Em 2011, os produtores norte-americanos foram castigados pela seca, inundações e baixas temperaturas em uma das piores catástrofes climáticas do país, causando enormes prejuízos na agricultura. "Ao contrário do que acontece no Brasil, não vemos as ruas da capital do país serem tomadas pelos tratores em uma tentativa desesperada de pressionar o Governo a renegociar uma enorme dívida rural, já que dificilmente o financiamento será pago, e nem a descapitalização dos produtores rurais trazendo consigo inúmeras consequências negativas", afirma Vitor Ozaki, professor do Departamento de Economia, Administração e Sociologia (LES), da Escola Superior de Agricultura "Luiz de Queiroz" (USP/ESALQ). Em entrevista, Ozaki aborda contrastes e reflexões envolvendo o crédito rural e a gestão de riscos para o setor.
Como os produtores norte-americanos trabalham a questão do seguro agrícola?
Vitor Ozaki (VO): Eles construíram um dos maiores e mais eficientes sistemas de seguro agrícola do mundo capaz de "blindar" seus produtores contra vários tipos de catástrofes climáticas. Os resultados são surpreendentes. Ao todo, US$ 11 bilhões foram pagos em indenizações aos produtores rurais. Tal montante é o maior da história dos EUA ficando a frente do maior valor registrado até então: quase US$ 9 bilhões em 2008. Mesmo assim, a sinistralidade média foi de 0,91, ou seja, para cada dólar gasto com o seguro foram pagos em indenização 0,91 centavos de dólar.
Isso foi bom pra todo mundo?
(VO): Bom para o Governo, para a indústria de seguros e, melhor ainda, para os produtores rurais. Por esse motivo, na nova Lei Agrícola (new Farm Bill), aprovada recentemente pelo Senado dos EUA, aproximadamente US$ 1 trilhão de dólares será direcionado nos próximos dez anos aos programas de seguro agrícola e suporte de preços.

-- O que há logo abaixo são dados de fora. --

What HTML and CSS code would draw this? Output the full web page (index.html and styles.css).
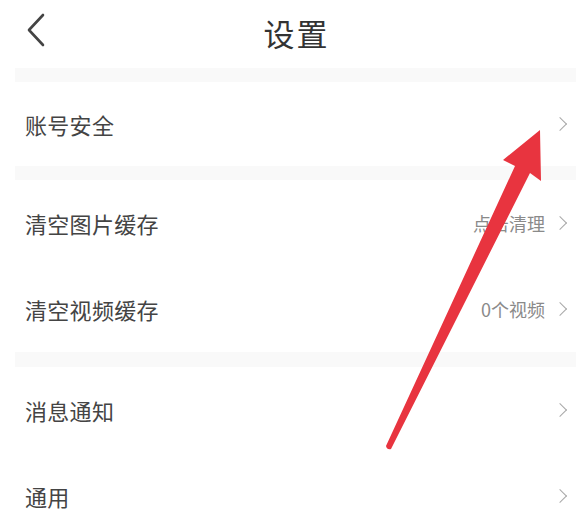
FILE: index.html
```html
<!DOCTYPE html>
<html lang="zh">
<head>
<meta charset="utf-8">
<link rel="stylesheet" href="styles.css">
</head>
<body>
<div class="page">
  <header class="topbar">
    <svg class="back" width="20" height="34" viewBox="0 0 20 34"><path d="M17 2 L3 17 L17 32" fill="none" stroke="#444" stroke-width="2.6" stroke-linecap="round" stroke-linejoin="round"/></svg>
    <h1 class="title">设置</h1>
  </header>
  <div class="band"></div>
  <div class="row row-first"><span class="label">账号安全</span><span class="right"><span class="chev"></span></span></div>
  <div class="band"></div>
  <div class="row"><span class="label">清空图片缓存</span><span class="right"><span class="value">点击清理</span><span class="chev"></span></span></div>
  <div class="row"><span class="label">清空视频缓存</span><span class="right"><span class="value">0个视频</span><span class="chev"></span></span></div>
  <div class="band band-3"></div>
  <div class="row"><span class="label">消息通知</span><span class="right"><span class="chev"></span></span></div>
  <div class="row"><span class="label">通用</span><span class="right"><span class="chev"></span></span></div>
  <svg class="arrow" width="583" height="509" viewBox="0 0 583 509">
    <path d="M386 446 Q387 450 391 449 L530 173 L541 181 L540 130 L503 160 L515 166 Z" fill="#e8343f"/>
  </svg>
</div>
</body>
</html>
```
FILE: styles.css
```css
html, body {
  margin: 0;
  padding: 0;
  background: #fff;
}
.page {
  position: relative;
  width: 583px;
  height: 509px;
  overflow: hidden;
  font-family: "Noto Sans CJK SC", "Noto Sans", sans-serif;
  color: #3c3c3c;
}
.topbar {
  position: relative;
  height: 68px;
  display: flex;
  align-items: center;
  justify-content: center;
}
.back {
  position: absolute;
  left: 26px;
  top: 13px;
}
.title {
  margin: 0 0 4px 10px;
  font-size: 31px;
  font-weight: 400;
  color: #333;
  letter-spacing: 2px;
}
.band {
  height: 14px;
  margin: 0 7px 0 15px;
  background: #f9f9f9;
}
.band-3 {
  height: 15px;
}
.row {
  height: 86px;
  display: flex;
  align-items: center;
  justify-content: space-between;
  padding: 0 14px 0 25px;
  box-sizing: border-box;
}
.row-first {
  height: 84px;
}
.label {
  font-size: 22px;
  letter-spacing: 0.3px;
  color: #444;
}
.right {
  display: flex;
  align-items: center;
  gap: 10px;
}
.value {
  font-size: 18px;
  color: #8a8a8a;
}
.chev {
  width: 9px;
  height: 9px;
  border-top: 1.6px solid #a8a8a8;
  border-right: 1.6px solid #a8a8a8;
  transform: rotate(45deg);
  margin-right: 4px;
}
.arrow {
  position: absolute;
  left: 0;
  top: 0;
}
```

E para onde irá esse montante?
(VO): Parte destes recursos tem destino certo: subsidiar o seguro agrícola. Para se ter uma ideia, em 2011 eles destinaram US$ 7,5 bilhões para esse fim. Com esses recursos o Governo paga parte do prêmio e o produtor a outra parte.
Como isso funciona em outras partes do mundo?

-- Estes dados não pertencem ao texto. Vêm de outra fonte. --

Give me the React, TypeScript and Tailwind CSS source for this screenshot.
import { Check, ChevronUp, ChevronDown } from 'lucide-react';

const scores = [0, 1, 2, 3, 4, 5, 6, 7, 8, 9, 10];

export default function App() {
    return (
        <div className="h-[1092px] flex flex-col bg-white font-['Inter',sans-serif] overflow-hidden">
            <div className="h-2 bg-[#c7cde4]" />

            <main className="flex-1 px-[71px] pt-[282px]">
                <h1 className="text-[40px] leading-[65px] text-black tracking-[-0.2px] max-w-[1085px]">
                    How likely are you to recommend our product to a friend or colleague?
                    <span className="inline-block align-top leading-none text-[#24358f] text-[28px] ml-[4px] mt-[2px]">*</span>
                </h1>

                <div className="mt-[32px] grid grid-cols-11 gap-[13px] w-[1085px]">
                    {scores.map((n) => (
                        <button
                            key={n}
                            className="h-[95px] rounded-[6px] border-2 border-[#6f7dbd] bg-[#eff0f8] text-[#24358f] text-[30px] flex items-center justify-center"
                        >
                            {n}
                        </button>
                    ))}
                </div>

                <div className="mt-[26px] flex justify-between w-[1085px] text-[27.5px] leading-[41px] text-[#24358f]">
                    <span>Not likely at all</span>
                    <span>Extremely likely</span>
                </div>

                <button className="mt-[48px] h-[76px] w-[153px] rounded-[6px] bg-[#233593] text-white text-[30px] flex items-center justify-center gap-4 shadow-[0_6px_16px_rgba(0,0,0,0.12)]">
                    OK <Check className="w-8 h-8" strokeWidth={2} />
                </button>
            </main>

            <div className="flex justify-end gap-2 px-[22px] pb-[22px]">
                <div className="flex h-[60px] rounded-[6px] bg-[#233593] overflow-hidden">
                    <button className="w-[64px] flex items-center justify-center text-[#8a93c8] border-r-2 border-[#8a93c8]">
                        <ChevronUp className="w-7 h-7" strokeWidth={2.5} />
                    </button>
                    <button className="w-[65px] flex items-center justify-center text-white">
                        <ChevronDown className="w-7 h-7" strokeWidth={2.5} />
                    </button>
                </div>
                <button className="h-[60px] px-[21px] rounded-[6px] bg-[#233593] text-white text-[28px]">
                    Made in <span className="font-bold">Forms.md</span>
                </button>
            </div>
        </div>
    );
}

(VO): Na Espanha, onde também existe um amplo programa de seguro agrícola, o total alocado ao subsídio foi de US$ 513 milhões. Recentemente conduzi um estudo mostrando que cerca de R$ 1 bilhão em subsídio (quase US$ 500 milhões) seria necessário para segurar todo o crédito rural de custeio das lavouras em uma área com pouco mais de 24 milhões de hectares.
E no Brasil, como estamos?
(VO): Em 2011, o Brasil destinou ao programa de subsídio ao prêmio apenas US$ 152 milhões suficientes para cobrir uma área segurada de 5,6 milhões de hectares apenas. Nos EUA, o subsídio foi suficiente para segurar quase 85% da área total plantada com as principais culturas, ou seja, pouco mais de 107 milhões de hectares segurados.
O governo tem que contribuir com o desenvolvimento do seguro agrícola?
(VO): É preciso evoluir paulatinamente, em uma sólida base institucional que avance juntamente com o mercado. A experiência internacional mostra que a participação do governo é decisiva no desenvolvimento do seguro agrícola, todavia, seu papel precisa ser bem definido, com metas e regras transparentes, e acima de tudo, evitar as interferências político-partidárias. As soluções técnicas e a busca pelo melhor uso dos recursos dos contribuintes devem nortear as ações do governo.
Como você avalia a postura do nosso governo?
(VO): Aqui, nosso Governo parece ignorar e subestimar a importância do seguro agrícola. Esse descaso tem deixado o mercado inseguro para investir no país, além de inviabilizar qualquer planejamento a médio e longo prazo, afetando inclusive as decisões do próprio Ministério da Agricultura que não consegue definir os rumos do Programa de Subvenção ao Prêmio (PSR). Os recursos, que já são escassos, ainda sofrem contingenciamentos e atrasos no repasse às seguradoras. Enfim, enquanto nosso principal competidor no agronegócio direciona bilhões de dólares ao seguro agrícola, nós tentamos fazer milagres com as migalhas jogadas ao mercado e deixamos milhares de produtores sofrerem com as oscilações climáticas.